[Records with interface code]
──────────────────────────────

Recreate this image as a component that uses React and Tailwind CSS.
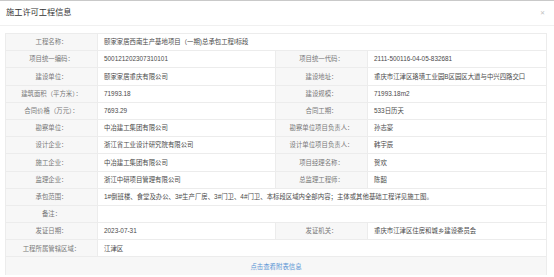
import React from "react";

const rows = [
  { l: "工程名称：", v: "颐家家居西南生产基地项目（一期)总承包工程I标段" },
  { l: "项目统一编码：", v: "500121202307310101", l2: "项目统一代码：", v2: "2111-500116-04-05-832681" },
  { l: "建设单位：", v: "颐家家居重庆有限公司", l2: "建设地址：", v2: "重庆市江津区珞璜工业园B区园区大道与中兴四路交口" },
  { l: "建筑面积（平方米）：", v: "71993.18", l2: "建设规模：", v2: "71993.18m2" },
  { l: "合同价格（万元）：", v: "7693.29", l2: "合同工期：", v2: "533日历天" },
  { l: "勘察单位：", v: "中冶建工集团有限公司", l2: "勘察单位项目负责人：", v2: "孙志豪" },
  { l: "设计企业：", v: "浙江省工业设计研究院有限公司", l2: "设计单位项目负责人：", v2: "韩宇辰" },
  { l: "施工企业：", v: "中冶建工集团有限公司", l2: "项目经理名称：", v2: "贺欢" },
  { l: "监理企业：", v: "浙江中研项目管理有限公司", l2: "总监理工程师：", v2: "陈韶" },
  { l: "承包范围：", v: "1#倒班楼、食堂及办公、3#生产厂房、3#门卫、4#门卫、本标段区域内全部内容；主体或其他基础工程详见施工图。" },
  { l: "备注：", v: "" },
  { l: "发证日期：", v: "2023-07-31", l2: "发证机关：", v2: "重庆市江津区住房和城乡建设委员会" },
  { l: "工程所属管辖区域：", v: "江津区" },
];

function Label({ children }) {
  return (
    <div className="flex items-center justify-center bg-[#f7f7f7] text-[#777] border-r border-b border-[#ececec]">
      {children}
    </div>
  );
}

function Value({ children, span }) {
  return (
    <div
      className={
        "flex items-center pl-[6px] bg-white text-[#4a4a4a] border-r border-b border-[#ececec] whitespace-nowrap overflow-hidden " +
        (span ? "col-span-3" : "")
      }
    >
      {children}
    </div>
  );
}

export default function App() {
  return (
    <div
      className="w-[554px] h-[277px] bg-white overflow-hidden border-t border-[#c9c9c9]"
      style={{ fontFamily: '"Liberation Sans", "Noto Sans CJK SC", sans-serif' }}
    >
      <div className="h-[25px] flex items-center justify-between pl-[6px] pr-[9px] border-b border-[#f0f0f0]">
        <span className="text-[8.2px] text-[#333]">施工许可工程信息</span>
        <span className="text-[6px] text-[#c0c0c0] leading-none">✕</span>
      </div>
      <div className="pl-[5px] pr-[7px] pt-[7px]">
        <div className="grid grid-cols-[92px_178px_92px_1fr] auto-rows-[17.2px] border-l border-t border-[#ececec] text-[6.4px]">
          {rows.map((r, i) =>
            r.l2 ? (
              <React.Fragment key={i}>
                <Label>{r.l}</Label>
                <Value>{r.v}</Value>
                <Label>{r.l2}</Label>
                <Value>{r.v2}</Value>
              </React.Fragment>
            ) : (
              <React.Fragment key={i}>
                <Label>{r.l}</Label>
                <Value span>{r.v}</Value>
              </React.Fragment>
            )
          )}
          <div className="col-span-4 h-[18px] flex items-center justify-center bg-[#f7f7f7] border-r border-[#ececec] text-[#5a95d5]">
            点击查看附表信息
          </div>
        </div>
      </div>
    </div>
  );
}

──────────────────────────────

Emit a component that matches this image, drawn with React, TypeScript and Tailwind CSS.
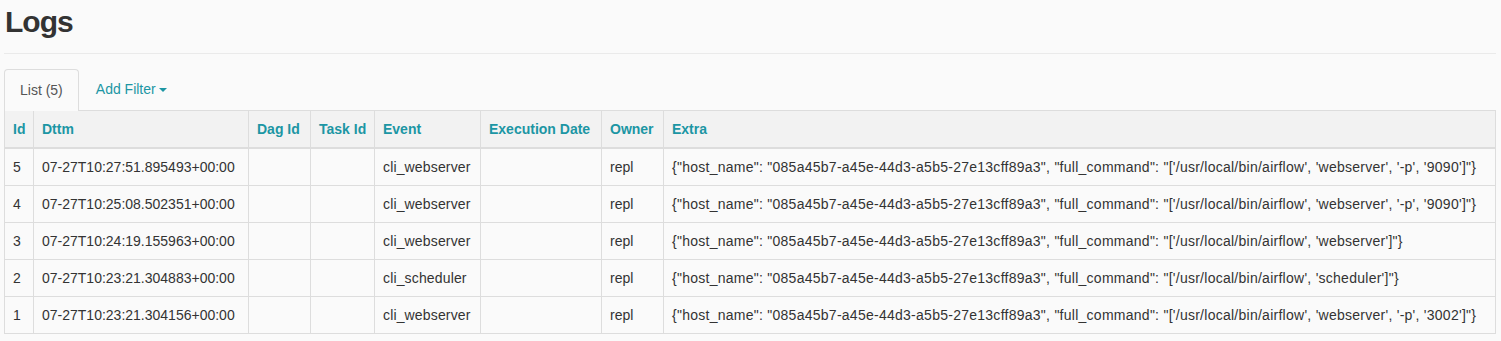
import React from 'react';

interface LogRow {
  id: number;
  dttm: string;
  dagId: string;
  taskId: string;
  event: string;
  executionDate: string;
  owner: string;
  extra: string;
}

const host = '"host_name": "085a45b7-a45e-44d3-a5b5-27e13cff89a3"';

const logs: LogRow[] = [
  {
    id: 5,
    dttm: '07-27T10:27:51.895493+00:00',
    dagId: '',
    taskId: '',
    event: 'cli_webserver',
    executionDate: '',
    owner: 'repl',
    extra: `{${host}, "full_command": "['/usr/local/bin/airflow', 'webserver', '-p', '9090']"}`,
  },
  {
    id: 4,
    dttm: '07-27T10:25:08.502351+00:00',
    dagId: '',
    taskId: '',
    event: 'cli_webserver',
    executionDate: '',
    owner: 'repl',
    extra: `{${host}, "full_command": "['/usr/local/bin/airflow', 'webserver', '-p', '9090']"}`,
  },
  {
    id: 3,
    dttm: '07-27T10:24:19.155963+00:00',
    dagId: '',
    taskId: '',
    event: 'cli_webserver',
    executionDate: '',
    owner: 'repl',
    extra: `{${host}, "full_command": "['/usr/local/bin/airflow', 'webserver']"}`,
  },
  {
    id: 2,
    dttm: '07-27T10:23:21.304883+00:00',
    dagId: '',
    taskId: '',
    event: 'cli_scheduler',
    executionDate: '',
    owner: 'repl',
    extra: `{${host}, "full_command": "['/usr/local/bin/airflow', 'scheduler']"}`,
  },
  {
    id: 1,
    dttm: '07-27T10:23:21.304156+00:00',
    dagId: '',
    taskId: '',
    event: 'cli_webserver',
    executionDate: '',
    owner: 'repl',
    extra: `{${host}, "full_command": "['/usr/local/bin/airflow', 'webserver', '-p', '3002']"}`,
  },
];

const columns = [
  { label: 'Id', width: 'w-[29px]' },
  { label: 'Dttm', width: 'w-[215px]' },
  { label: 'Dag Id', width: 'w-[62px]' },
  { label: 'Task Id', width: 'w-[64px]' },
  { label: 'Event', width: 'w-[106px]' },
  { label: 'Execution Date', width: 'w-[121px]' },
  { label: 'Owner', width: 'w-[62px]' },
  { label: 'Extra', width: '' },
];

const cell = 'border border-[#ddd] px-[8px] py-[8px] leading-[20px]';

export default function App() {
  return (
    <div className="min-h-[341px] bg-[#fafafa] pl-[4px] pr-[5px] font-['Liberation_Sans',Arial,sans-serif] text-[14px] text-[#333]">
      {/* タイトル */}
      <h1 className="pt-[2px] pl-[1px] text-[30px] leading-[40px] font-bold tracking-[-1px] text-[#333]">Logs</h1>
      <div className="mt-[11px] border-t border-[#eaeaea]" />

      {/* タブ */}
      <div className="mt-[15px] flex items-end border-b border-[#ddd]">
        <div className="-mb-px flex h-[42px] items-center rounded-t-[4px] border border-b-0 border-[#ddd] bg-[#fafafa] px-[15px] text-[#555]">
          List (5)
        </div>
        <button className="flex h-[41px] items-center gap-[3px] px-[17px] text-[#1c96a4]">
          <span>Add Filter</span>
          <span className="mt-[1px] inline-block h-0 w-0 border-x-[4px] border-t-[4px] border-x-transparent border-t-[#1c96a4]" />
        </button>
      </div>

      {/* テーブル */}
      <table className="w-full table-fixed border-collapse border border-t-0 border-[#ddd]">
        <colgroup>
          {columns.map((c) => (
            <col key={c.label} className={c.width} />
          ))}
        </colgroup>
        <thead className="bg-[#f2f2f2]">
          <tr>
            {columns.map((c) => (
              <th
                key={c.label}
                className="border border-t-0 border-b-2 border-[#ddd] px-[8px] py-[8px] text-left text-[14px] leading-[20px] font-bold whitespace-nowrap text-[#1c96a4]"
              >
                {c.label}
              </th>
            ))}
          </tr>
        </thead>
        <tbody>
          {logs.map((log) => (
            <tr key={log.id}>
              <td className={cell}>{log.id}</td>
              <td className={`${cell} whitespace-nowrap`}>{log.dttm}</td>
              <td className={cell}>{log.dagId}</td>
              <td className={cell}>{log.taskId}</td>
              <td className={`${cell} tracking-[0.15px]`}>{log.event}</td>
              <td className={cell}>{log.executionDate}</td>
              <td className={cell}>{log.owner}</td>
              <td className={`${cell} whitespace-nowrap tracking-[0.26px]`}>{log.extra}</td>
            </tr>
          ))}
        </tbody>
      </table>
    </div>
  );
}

──────────────────────────────

[Brief] Locate all lines in the listing above with the word "that" and copy them.

[Result]
Recreate this image as a component that uses React and Tailwind CSS.
Emit a component that matches this image, drawn with React, TypeScript and Tailwind CSS.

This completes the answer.